It is dark when I wake up. The hillside twinkles between navy sea and sky. Under my window, traffic flows paint the beginnings of day. A single crane on the horizon symbolises the building of this modern Algerian city.
I take my breakfast facing the the coastline as the natural pastels of morning develop beyond the foundations of a new structure.
Oran, of course, has been built before – by the French. Ornate colonial buildings decorate its central squares, such as the city’s theatre.
The politics of architecture is most evident in ‘1st November Square’. Here, a winged figure tops an Obelisk, appearing to hold out an olive branch of peace. 1st November 1954 marked the beginning of Algeria’s struggle for independence.
Some of this architecture, old and new, is occupied. Some of it is boarded up. Trees, plants and sky grow through the empty beauty. Even in the busy square, the city is quiet: an owl hoots among the traffic and construction. Although there are lots of people, many are still, chatting or reading newspapers.
Algeria’s population is rapidly growing. Have I romanticised the empty buildings and the relaxed pace of life when it may mean lack of jobs?
Perhaps. For the locals are very protective of me. They want me to be careful of thieves. A shop owner’s son accompanies me out of the ‘bad quarter’ (which I find rather nice) into the town centre, pointing out other bad areas along the way. Does poverty lead to theft? Or boredom and opportunism? Or is there no problem at all, but people are keen to keep me safe in a world few tourists (especially British ones) ever visit? At no point do I feel unsafe walking around Oran.
Even in the quiet city park I feel safe. There are derelict buildings and graffiti. But there are lone elders and groups of young women walking the lush spaces and exotic borders. If they feel safe, then I must be.
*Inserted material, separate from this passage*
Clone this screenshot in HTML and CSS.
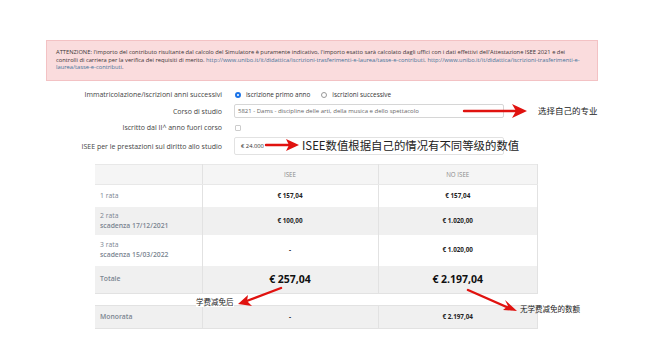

There’s more graffiti on a derelict toilet block.
Is the graffiti a warning against clandestine activity, a coded invitation, or a kid passing the time by drawing a rude image? Who knows.
In any case, I regret not taking pictures of the wider beauty of the park. As one of very few UK visitors, surely I have a responsibility to draw attention to the overall beauty of Algeria?
I leave the park. I stop to take photos. A police car passes, turns, and stops. This is the second time police stop whilst I take photographs:
‘Salaam’alekum’, I say – hand outstretched.
‘Malekuum’salaam,’ replies the policeman, shaking my hand. You must ‘faire attention’ here, he says. There are ‘voleurs … clandestins … tous’.
I thank him for his warning about thieves and illegal migrants, and promise to be careful.
After lunch I walk up to Santa Cruz, the first fort and church built by the Spanish colonisers – long before the French came.
As I climb the steep hill I see more examples of architecture in transformation. Amid the derelict beauty of one street graffiti reads ‘vers un monde réinventé’ [towards a reinvented world]. Is dereliction of colonial architecture an opportunity, a frustration, or both?
I also pass some older social housing reminiscent of the French HLMs (Habitation à Loyer Modéré) [Rent-controlled Housing].
All over Oran, new HLM are being constructed to provide basic affordable housing for those who do not have the means to support themselves. Unlike back home, where social housing is sadly becoming a thing of the past.
Two women stop me. ‘Il faut faire attention, il y a des agresseurs’. Yet the two women are walking alone. Nonetheless, I follow their advice and attempt to flag down a taxi.
I fail. A group of ‘ados’ [teenagers] find me a driver. He takes me up to the fort. He says he’ll collect me in an hour. He seems trustworthy enough.
The Fort is worth it, if only for its commanding views over the city and sea:
It is bare inside, adding to its imaginative charm. I find an oven recessed into a stone wall and imagine generations of soldiers or nuns stoking a fire. Perhaps both or neither ever did.
There is even a 1912 version of ‘BG woz ‘ere’: Individuals, like the missionaries, colonial powers, and other forces they represent, have stamped their mark on Oran.
The fort is a monument to the intertwinement of Christianity and colonialism, Like the city’s graffiti and its modern redevelopment, it is another architectural symbol of a complex and political history.
As I leave, a museum worker stops me: ‘il y a des gens … il faut faire plus d’attention … tu es tout seul? … c’est pas normale … ton conducteur’.
I’ve seen the driver (or at least I think I have), He’s soon identified by the museum worker in any case. The conversation between them is cordial.
We descend the mountainside, my driver smoking a cigarette out of his window and I breathing the cool sea air out of mine. Moroccan music plays on the car stereo.
I’ve experienced only friendliness, care and safety in a place where people frequently tell me to be careful. Perhaps then, the architectural cues, and my interpretations of them, are equally ambiguous.